Why? I think it's because they were well established in their belief in the Kingdom.

Behavior is always rooted in ideas, and there's no better idea than the Kingdom.

The Kingdom of God means his rule, reign, and dominion. Some people suggest that Kingdom is the unifying theme of the entire Bible, and I'm inclined to agree. When it comes to the book of Acts, I notice that Kingdom frames the whole book. In Acts 1:3, it says that Jesus spoke to his followers about the Kingdom of God. In Acts 28:31, it says that Paul preached the Kingdom of God. The book of Acts opens and closes on the note of Kingdom.

So maybe the early Christians were not blown away by the events of the day because they were persuaded Jesus was still on the throne.
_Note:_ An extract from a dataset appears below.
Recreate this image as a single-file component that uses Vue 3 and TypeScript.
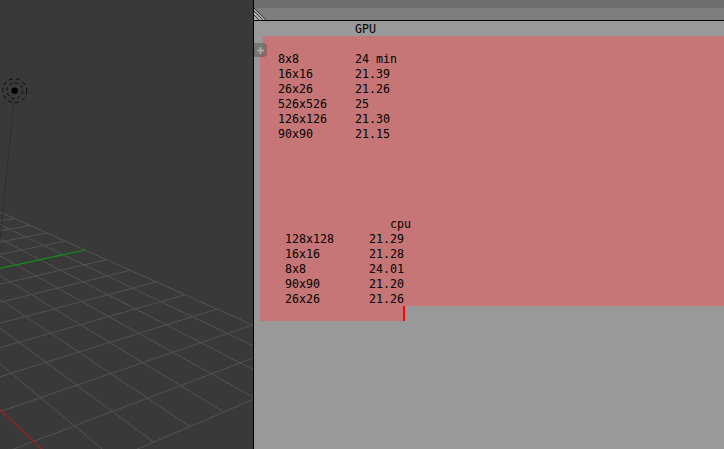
<script setup lang="ts">
type Pt = [number, number];
type Seg = [number, number, number, number];

// Floor plane: a homography from grid cells to screen, fixed by four known corners.
const c0: Pt = [85, 250];
const c1: Pt = [252.7, 325];
const c2: Pt = [1.5, 411];
const c3: Pt = [-121.3, 294.5];
const dx1 = c1[0] - c2[0];
const dy1 = c1[1] - c2[1];
const dx2 = c3[0] - c2[0];
const dy2 = c3[1] - c2[1];
const sx = c0[0] - c1[0] + c2[0] - c3[0];
const sy = c0[1] - c1[1] + c2[1] - c3[1];
const det = dx1 * dy2 - dx2 * dy1;
const g = (sx * dy2 - dx2 * sy) / det;
const h = (dx1 * sy - sx * dy1) / det;
const project = (i: number, j: number): Pt => {
  const u = i / 6;
  const v = j / 8;
  const w = g * u + h * v + 1;
  return [
    (c1[0] - c0[0] + g * c1[0]) * u / w + (c3[0] - c0[0] + h * c3[0]) * v / w + c0[0] / w,
    (c1[1] - c0[1] + g * c1[1]) * u / w + (c3[1] - c0[1] + h * c3[1]) * v / w + c0[1] / w,
  ];
};
const seg = (a: Pt, b: Pt): Seg => [a[0], a[1], b[0], b[1]];
const grid: Seg[] = [];
for (let i = -8; i <= 8; i++) {
  if (i !== 0) grid.push(seg(project(i, 0), project(i, 16)));
}
for (let j = 0; j <= 16; j++) {
  if (j !== 8) grid.push(seg(project(-8, j), project(8, j)));
}
const green: Seg = seg(project(0, 0), project(0, 16));
const red: Seg = seg(project(-8, 8), project(8, 8));

const lines: string[] = [
  '             GPU', '',
  '  8x8        24 min', '  16x16      21.39', '  26x26      21.26',
  '  526x526    25', '  126x126    21.30', '  90x90      21.15',
  '', '', '', '', '',
  '                  cpu',
  '   128x128     21.29', '   16x16       21.28', '   8x8         24.01',
  '   90x90       21.20', '   26x26       21.26', '',
];
const rowClass = (i: number): string => {
  if (i === lines.length - 1) return 'row last';
  if (i === 0) return 'row';
  return i === 1 ? 'row sel first' : 'row sel';
};
</script>

<template>
  <div class="app">
    <svg class="viewport" width="253" height="449" viewBox="0 0 253 449">
      <line v-for="(s, i) in grid" :key="i" :x1="s[0]" :y1="s[1]" :x2="s[2]" :y2="s[3]" stroke="#525252" />
      <line :x1="red[0]" :y1="red[1]" :x2="red[2]" :y2="red[3]" stroke="#a01f1f" stroke-width="1.2" />
      <line :x1="green[0]" :y1="green[1]" :x2="green[2]" :y2="green[3]" stroke="#129212" stroke-width="1.2" />
      <line x1="14" y1="100" x2="0" y2="240" stroke="#2c2c2c" stroke-width="0.8" />
      <circle cx="14.7" cy="90.7" r="3.2" fill="#000" />
      <circle cx="14.7" cy="90.7" r="7.8" fill="none" stroke="#0c0c0c" stroke-dasharray="3.5 2.6" />
      <circle cx="14.7" cy="90.7" r="12" fill="none" stroke="#0c0c0c" stroke-dasharray="4 3.2" />
    </svg>
    <div class="right">
      <div class="top"></div>
      <div class="header">
        <svg class="hatch" width="12" height="12" viewBox="0 0 12 12">
          <path d="M0 0V12H12Z" fill="#aaa" />
          <path d="M0 3L9 12M0 7L5 12M0 0L12 12" stroke="#3a3a3a" fill="none" />
        </svg>
      </div>
      <div class="editor">
        <div v-for="(l, i) in lines" :key="i" :class="rowClass(i)">{{ l }}</div>
        <div class="plus">
          <svg width="9" height="9" viewBox="0 0 9 9"><path d="M4.5 1V8M1 4.5H8" stroke="#a8a8a8" stroke-width="2" /></svg>
        </div>
      </div>
    </div>
  </div>
</template>

<style scoped>
.app {
  display: flex;
  width: 724px;
  height: 449px;
  overflow: hidden;
  background: #393939;
}
.viewport {
  flex: none;
  display: block;
}
.right {
  flex: 1;
  min-width: 0;
  display: flex;
  flex-direction: column;
  border-left: 1px solid #000;
}
.top {
  height: 8px;
  background: #6f6f6f;
}
.header {
  height: 12px;
  background: #7e7e7e;
  border-bottom: 1px solid #000;
}
.hatch {
  display: block;
}
.editor {
  position: relative;
  flex: 1;
  background: #999;
  color: #000;
  font: 11.63px/17px "DejaVu Sans Mono", monospace;
}
.row {
  height: 15px;
  margin-left: 6px;
  padding-left: 4px;
  white-space: pre;
}
.sel {
  background: #c67676;
}
.first {
  margin-left: 9px;
  padding-left: 1px;
}
.last {
  width: 145px;
  padding-left: 0;
  background: #c67676;
  box-shadow: inset -2px 0 0 #f00;
}
.plus {
  position: absolute;
  left: 0;
  top: 22px;
  width: 13px;
  height: 14px;
  display: flex;
  align-items: center;
  justify-content: center;
  background: rgba(90, 90, 90, 0.55);
  border-radius: 0 4px 4px 0;
}
.plus svg {
  display: block;
}
</style>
Plus, they remembered such Kingdom teaching in the Hebrew Scriptures as the following...
  • “The earth will be full of the knowledge of the Lord as the waters cover the sea” (Isaiah 11:9).
  • “His kingdom will be an everlasting kingdom, and all rulers will worship and obey him” (Daniel 7:27).
  • “He will rule from sea to sea and from the River to the ends of the earth. All kings will bow down to him and all nations will serve him” (Psalm 72:8, 11).
  • “The God of heaven will set up a kingdom that will never be destroyed, nor will it be left to another people. It will crush all those kingdoms and bring them to an end, but it will itself endure forever” (Daniel 2:44).
It's my thesis that the early Christians had a Kingdom confidence that we need today. I certainly need it.